L'opération peut cependant être vue comme une opération d'éradication de toute montée de culpabilité et de doute chez les Américains. Bush, tout à fait conséquent, a rapidement invité les enfants de l'Amérique à donner non pas 10 sous mais un gros dollar afin que l'Amérique puisse continuer à livrer des friandises par les airs. S'il est possible de convaincre des enfants qu'ils font leur juste part ainsi, Bush recommandent cependant aux adultes de l'Amérique, pourtant derrière lui à 90 %, d'acheter des indulgences - ce qui est très étonnant dans l'Amérique si protestante. « We'll bomb them and we'll feed them », a déclaré le président américain à ses concitoyens... Il est assez difficile de voir là une manifestation du génie de la propagande. En effet, qui pourrait avaler que l'opération « beurre d'arachide » soit stratégique quand tout est mis à plat ainsi ? Nous sommes contraints de penser qu'à l'instar de la remarque sur la puissance généreuse de l'Amérique, le message d'une simplicité mystique « We'll bomb them and we'll feed them » - dont la logique boiteuse commande l'humilité du fidèle devant ce qui semble être l'expression de la raison impénétrable de la volonté divine elle-même - s'adressait directement à l'intimité religieuse qui lie entre eux tous les Américains.
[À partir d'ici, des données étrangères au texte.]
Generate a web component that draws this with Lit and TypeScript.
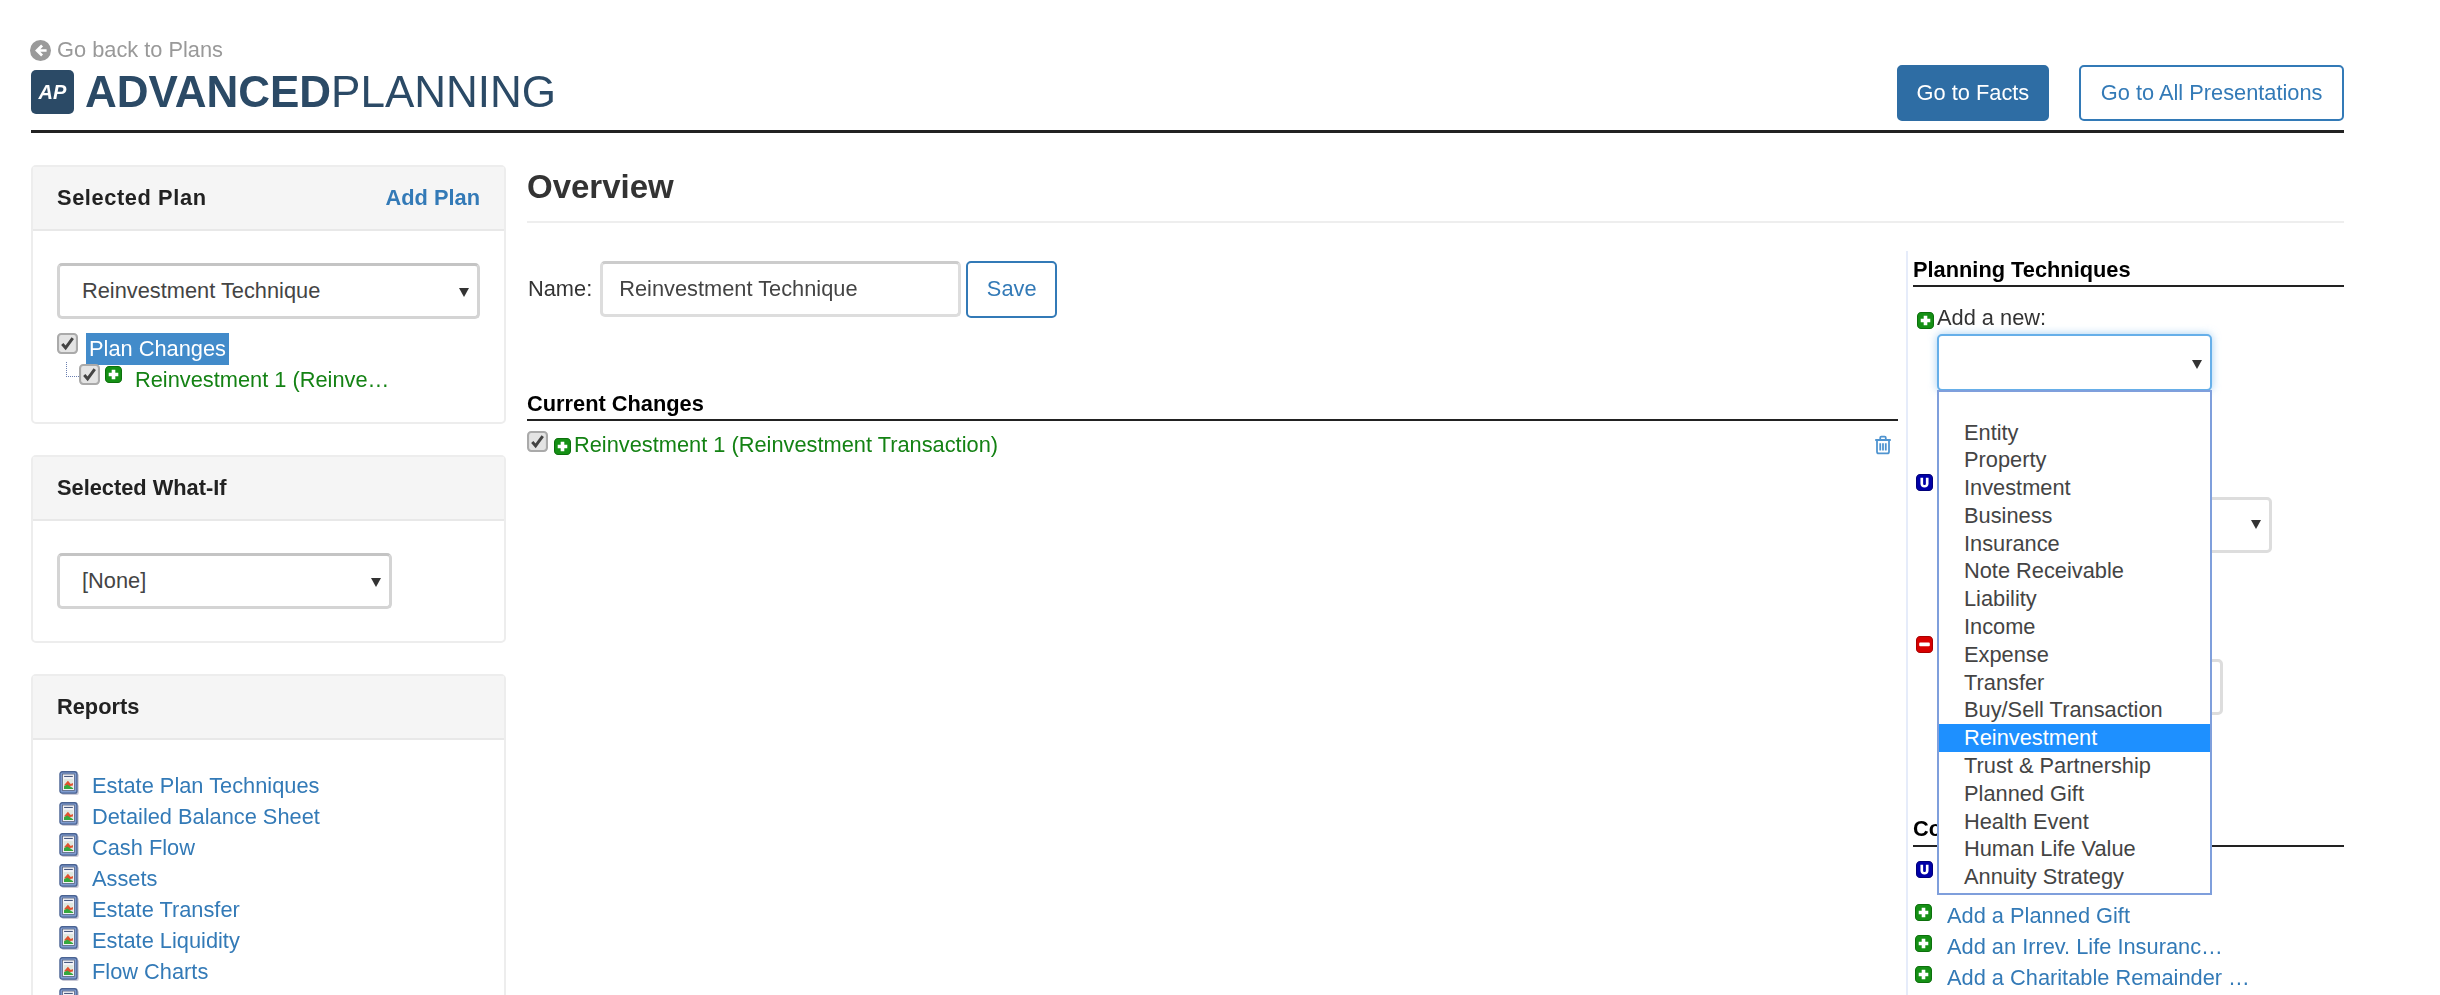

Acheter des indulgences n'empêche cependant pas de jouir de la puissance infinie de Dieu sur terre qui commande que l'on bombarde et que l'on nourrisse les mêmes personnes. Il était impossible que le don américain ne soit pas l'objet d'une jouissance pour le peuple élu et, en l'occurrence, ce n'est certainement pas la destruction d'un peu de riz de la Croix-Rouge qui allait troubler la fusion mystique de la communauté américaine. C'est peut-être là la conviction inavouable du président Bush qui l'a mené à affirmer avec une parfaite désinvolture que l'Amérique est aussi un « blockbuster » de l'humanitaire. Parce que l'Amérique agit au nom de Dieu, elle n'a pas à s'excuser et à dissiper, auprès de ceux qui reconnaissent la convention de Genève, quelque doute que ce soit sur l'agression de la Croix-Rouge dont la neutralité est en principe assurée par la convention. Quand Bush affirme : « America is good », cela veut dire que « Goodness is America » ; et si la Croix-Rouge est bonne, l'Amérique est meilleure.